Set the listing down unchanged, minus every embedded image.

MATERIAL »
====

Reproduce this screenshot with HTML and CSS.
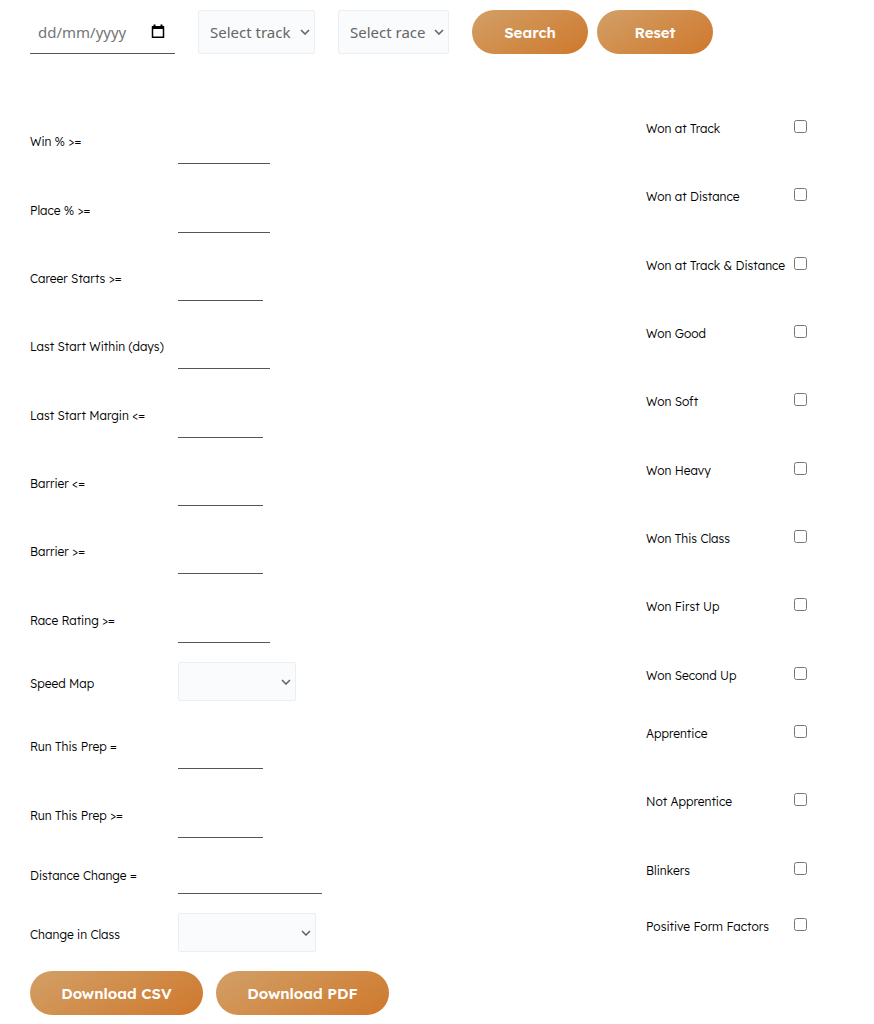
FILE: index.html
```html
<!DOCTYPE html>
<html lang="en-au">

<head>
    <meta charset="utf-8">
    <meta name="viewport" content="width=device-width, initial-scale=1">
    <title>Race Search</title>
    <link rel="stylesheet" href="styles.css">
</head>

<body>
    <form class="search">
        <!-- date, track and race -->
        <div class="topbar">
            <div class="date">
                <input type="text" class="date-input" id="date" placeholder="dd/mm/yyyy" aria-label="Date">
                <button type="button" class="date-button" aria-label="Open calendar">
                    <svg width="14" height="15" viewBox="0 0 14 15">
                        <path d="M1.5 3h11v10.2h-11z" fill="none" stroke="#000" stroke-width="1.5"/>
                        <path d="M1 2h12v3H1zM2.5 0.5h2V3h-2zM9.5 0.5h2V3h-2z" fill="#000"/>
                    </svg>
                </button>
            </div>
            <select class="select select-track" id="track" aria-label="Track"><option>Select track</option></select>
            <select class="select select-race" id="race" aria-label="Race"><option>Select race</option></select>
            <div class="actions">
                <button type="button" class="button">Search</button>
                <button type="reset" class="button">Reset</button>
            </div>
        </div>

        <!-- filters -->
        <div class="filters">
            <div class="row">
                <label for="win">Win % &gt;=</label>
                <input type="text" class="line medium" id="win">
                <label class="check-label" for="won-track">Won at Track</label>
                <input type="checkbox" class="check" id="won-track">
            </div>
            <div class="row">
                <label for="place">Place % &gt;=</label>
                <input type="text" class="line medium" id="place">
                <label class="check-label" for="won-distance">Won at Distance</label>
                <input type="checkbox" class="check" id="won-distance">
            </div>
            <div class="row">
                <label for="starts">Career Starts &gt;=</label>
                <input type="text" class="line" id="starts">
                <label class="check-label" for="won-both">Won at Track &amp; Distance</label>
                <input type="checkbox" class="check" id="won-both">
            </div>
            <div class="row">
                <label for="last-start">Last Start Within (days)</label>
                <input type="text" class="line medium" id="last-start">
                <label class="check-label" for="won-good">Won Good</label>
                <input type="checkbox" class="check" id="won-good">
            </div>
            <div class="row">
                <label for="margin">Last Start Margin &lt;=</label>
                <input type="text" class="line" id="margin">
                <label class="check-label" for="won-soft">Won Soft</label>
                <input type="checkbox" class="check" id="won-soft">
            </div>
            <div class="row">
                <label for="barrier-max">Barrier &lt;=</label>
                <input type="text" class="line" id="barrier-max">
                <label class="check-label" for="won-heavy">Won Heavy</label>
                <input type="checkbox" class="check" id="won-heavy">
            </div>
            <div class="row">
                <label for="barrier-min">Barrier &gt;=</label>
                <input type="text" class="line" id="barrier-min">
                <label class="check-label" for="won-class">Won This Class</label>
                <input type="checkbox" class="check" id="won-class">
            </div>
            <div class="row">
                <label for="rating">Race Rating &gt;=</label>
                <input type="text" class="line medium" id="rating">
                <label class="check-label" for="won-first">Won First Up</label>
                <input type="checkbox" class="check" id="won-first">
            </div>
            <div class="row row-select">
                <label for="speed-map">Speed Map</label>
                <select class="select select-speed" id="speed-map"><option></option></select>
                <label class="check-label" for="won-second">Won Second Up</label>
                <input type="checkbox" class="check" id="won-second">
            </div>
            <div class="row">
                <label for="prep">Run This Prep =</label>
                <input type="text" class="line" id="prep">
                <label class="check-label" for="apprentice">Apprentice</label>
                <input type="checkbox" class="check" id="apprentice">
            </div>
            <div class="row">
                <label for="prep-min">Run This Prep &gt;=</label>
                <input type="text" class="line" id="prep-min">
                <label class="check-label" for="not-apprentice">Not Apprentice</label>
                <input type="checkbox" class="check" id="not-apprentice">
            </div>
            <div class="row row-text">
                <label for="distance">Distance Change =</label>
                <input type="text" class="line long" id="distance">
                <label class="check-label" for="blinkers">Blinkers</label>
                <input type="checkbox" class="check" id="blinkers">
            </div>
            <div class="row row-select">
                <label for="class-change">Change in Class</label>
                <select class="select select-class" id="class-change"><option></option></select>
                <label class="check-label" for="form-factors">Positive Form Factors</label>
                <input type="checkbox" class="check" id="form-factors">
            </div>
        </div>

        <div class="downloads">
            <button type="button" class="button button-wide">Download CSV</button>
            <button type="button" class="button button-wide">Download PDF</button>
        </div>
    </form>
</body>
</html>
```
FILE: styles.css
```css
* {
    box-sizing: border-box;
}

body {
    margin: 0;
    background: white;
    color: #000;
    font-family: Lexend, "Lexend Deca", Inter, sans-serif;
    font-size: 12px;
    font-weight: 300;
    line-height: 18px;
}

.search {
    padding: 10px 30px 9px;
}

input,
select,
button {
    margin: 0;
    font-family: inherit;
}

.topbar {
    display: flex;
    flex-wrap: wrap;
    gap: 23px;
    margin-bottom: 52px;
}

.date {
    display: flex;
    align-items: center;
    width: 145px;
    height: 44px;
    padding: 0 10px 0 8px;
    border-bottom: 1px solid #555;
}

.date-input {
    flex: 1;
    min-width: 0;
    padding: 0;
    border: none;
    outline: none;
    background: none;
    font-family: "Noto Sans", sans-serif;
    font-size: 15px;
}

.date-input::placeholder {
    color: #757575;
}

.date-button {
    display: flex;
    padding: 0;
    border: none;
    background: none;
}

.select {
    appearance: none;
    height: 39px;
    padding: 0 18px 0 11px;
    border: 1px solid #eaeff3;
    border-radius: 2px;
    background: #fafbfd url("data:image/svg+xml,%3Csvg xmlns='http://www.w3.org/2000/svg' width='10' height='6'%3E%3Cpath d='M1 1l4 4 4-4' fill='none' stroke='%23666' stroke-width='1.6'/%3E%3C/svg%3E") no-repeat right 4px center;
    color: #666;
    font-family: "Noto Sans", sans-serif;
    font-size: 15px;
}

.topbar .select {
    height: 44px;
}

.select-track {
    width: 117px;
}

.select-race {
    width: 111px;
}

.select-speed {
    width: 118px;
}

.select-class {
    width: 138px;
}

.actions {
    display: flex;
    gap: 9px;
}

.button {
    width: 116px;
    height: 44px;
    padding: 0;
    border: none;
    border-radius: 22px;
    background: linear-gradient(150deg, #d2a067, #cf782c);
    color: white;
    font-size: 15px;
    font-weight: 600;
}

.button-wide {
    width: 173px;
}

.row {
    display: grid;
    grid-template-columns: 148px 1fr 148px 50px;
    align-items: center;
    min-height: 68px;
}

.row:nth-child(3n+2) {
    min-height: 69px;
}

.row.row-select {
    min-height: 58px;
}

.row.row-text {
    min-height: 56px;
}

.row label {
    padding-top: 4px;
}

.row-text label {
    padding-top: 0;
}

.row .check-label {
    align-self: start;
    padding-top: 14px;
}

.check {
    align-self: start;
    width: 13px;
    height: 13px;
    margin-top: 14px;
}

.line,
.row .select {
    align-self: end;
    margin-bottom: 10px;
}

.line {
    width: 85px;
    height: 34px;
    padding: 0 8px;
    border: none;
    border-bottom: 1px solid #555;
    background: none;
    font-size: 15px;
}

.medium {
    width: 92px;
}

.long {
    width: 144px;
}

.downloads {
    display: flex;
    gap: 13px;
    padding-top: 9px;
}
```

====

FINISHED ANSWER »
Reproduce this screenshot with HTML and CSS.
FILE: index.html
```html
<!DOCTYPE html>
<html lang="en-au">

<head>
    <meta charset="utf-8">
    <meta name="viewport" content="width=device-width, initial-scale=1">
    <title>Race Search</title>
    <link rel="stylesheet" href="styles.css">
</head>

<body>
    <form class="search">
        <!-- date, track and race -->
        <div class="topbar">
            <div class="date">
                <input type="text" class="date-input" id="date" placeholder="dd/mm/yyyy" aria-label="Date">
                <button type="button" class="date-button" aria-label="Open calendar">
                    <svg width="14" height="15" viewBox="0 0 14 15">
                        <path d="M1.5 3h11v10.2h-11z" fill="none" stroke="#000" stroke-width="1.5"/>
                        <path d="M1 2h12v3H1zM2.5 0.5h2V3h-2zM9.5 0.5h2V3h-2z" fill="#000"/>
                    </svg>
                </button>
            </div>
            <select class="select select-track" id="track" aria-label="Track"><option>Select track</option></select>
            <select class="select select-race" id="race" aria-label="Race"><option>Select race</option></select>
            <div class="actions">
                <button type="button" class="button">Search</button>
                <button type="reset" class="button">Reset</button>
            </div>
        </div>

        <!-- filters -->
        <div class="filters">
            <div class="row">
                <label for="win">Win % &gt;=</label>
                <input type="text" class="line medium" id="win">
                <label class="check-label" for="won-track">Won at Track</label>
                <input type="checkbox" class="check" id="won-track">
            </div>
            <div class="row">
                <label for="place">Place % &gt;=</label>
                <input type="text" class="line medium" id="place">
                <label class="check-label" for="won-distance">Won at Distance</label>
                <input type="checkbox" class="check" id="won-distance">
            </div>
            <div class="row">
                <label for="starts">Career Starts &gt;=</label>
                <input type="text" class="line" id="starts">
                <label class="check-label" for="won-both">Won at Track &amp; Distance</label>
                <input type="checkbox" class="check" id="won-both">
            </div>
            <div class="row">
                <label for="last-start">Last Start Within (days)</label>
                <input type="text" class="line medium" id="last-start">
                <label class="check-label" for="won-good">Won Good</label>
                <input type="checkbox" class="check" id="won-good">
            </div>
            <div class="row">
                <label for="margin">Last Start Margin &lt;=</label>
                <input type="text" class="line" id="margin">
                <label class="check-label" for="won-soft">Won Soft</label>
                <input type="checkbox" class="check" id="won-soft">
            </div>
            <div class="row">
                <label for="barrier-max">Barrier &lt;=</label>
                <input type="text" class="line" id="barrier-max">
                <label class="check-label" for="won-heavy">Won Heavy</label>
                <input type="checkbox" class="check" id="won-heavy">
            </div>
            <div class="row">
                <label for="barrier-min">Barrier &gt;=</label>
                <input type="text" class="line" id="barrier-min">
                <label class="check-label" for="won-class">Won This Class</label>
                <input type="checkbox" class="check" id="won-class">
            </div>
            <div class="row">
                <label for="rating">Race Rating &gt;=</label>
                <input type="text" class="line medium" id="rating">
                <label class="check-label" for="won-first">Won First Up</label>
                <input type="checkbox" class="check" id="won-first">
            </div>
            <div class="row row-select">
                <label for="speed-map">Speed Map</label>
                <select class="select select-speed" id="speed-map"><option></option></select>
                <label class="check-label" for="won-second">Won Second Up</label>
                <input type="checkbox" class="check" id="won-second">
            </div>
            <div class="row">
                <label for="prep">Run This Prep =</label>
                <input type="text" class="line" id="prep">
                <label class="check-label" for="apprentice">Apprentice</label>
                <input type="checkbox" class="check" id="apprentice">
            </div>
            <div class="row">
                <label for="prep-min">Run This Prep &gt;=</label>
                <input type="text" class="line" id="prep-min">
                <label class="check-label" for="not-apprentice">Not Apprentice</label>
                <input type="checkbox" class="check" id="not-apprentice">
            </div>
            <div class="row row-text">
                <label for="distance">Distance Change =</label>
                <input type="text" class="line long" id="distance">
                <label class="check-label" for="blinkers">Blinkers</label>
                <input type="checkbox" class="check" id="blinkers">
            </div>
            <div class="row row-select">
                <label for="class-change">Change in Class</label>
                <select class="select select-class" id="class-change"><option></option></select>
                <label class="check-label" for="form-factors">Positive Form Factors</label>
                <input type="checkbox" class="check" id="form-factors">
            </div>
        </div>

        <div class="downloads">
            <button type="button" class="button button-wide">Download CSV</button>
            <button type="button" class="button button-wide">Download PDF</button>
        </div>
    </form>
</body>
</html>
```
FILE: styles.css
```css
* {
    box-sizing: border-box;
}

body {
    margin: 0;
    background: white;
    color: #000;
    font-family: Lexend, "Lexend Deca", Inter, sans-serif;
    font-size: 12px;
    font-weight: 300;
    line-height: 18px;
}

.search {
    padding: 10px 30px 9px;
}

input,
select,
button {
    margin: 0;
    font-family: inherit;
}

.topbar {
    display: flex;
    flex-wrap: wrap;
    gap: 23px;
    margin-bottom: 52px;
}

.date {
    display: flex;
    align-items: center;
    width: 145px;
    height: 44px;
    padding: 0 10px 0 8px;
    border-bottom: 1px solid #555;
}

.date-input {
    flex: 1;
    min-width: 0;
    padding: 0;
    border: none;
    outline: none;
    background: none;
    font-family: "Noto Sans", sans-serif;
    font-size: 15px;
}

.date-input::placeholder {
    color: #757575;
}

.date-button {
    display: flex;
    padding: 0;
    border: none;
    background: none;
}

.select {
    appearance: none;
    height: 39px;
    padding: 0 18px 0 11px;
    border: 1px solid #eaeff3;
    border-radius: 2px;
    background: #fafbfd url("data:image/svg+xml,%3Csvg xmlns='http://www.w3.org/2000/svg' width='10' height='6'%3E%3Cpath d='M1 1l4 4 4-4' fill='none' stroke='%23666' stroke-width='1.6'/%3E%3C/svg%3E") no-repeat right 4px center;
    color: #666;
    font-family: "Noto Sans", sans-serif;
    font-size: 15px;
}

.topbar .select {
    height: 44px;
}

.select-track {
    width: 117px;
}

.select-race {
    width: 111px;
}

.select-speed {
    width: 118px;
}

.select-class {
    width: 138px;
}

.actions {
    display: flex;
    gap: 9px;
}

.button {
    width: 116px;
    height: 44px;
    padding: 0;
    border: none;
    border-radius: 22px;
    background: linear-gradient(150deg, #d2a067, #cf782c);
    color: white;
    font-size: 15px;
    font-weight: 600;
}

.button-wide {
    width: 173px;
}

.row {
    display: grid;
    grid-template-columns: 148px 1fr 148px 50px;
    align-items: center;
    min-height: 68px;
}

.row:nth-child(3n+2) {
    min-height: 69px;
}

.row.row-select {
    min-height: 58px;
}

.row.row-text {
    min-height: 56px;
}

.row label {
    padding-top: 4px;
}

.row-text label {
    padding-top: 0;
}

.row .check-label {
    align-self: start;
    padding-top: 14px;
}

.check {
    align-self: start;
    width: 13px;
    height: 13px;
    margin-top: 14px;
}

.line,
.row .select {
    align-self: end;
    margin-bottom: 10px;
}

.line {
    width: 85px;
    height: 34px;
    padding: 0 8px;
    border: none;
    border-bottom: 1px solid #555;
    background: none;
    font-size: 15px;
}

.medium {
    width: 92px;
}

.long {
    width: 144px;
}

.downloads {
    display: flex;
    gap: 13px;
    padding-top: 9px;
}
```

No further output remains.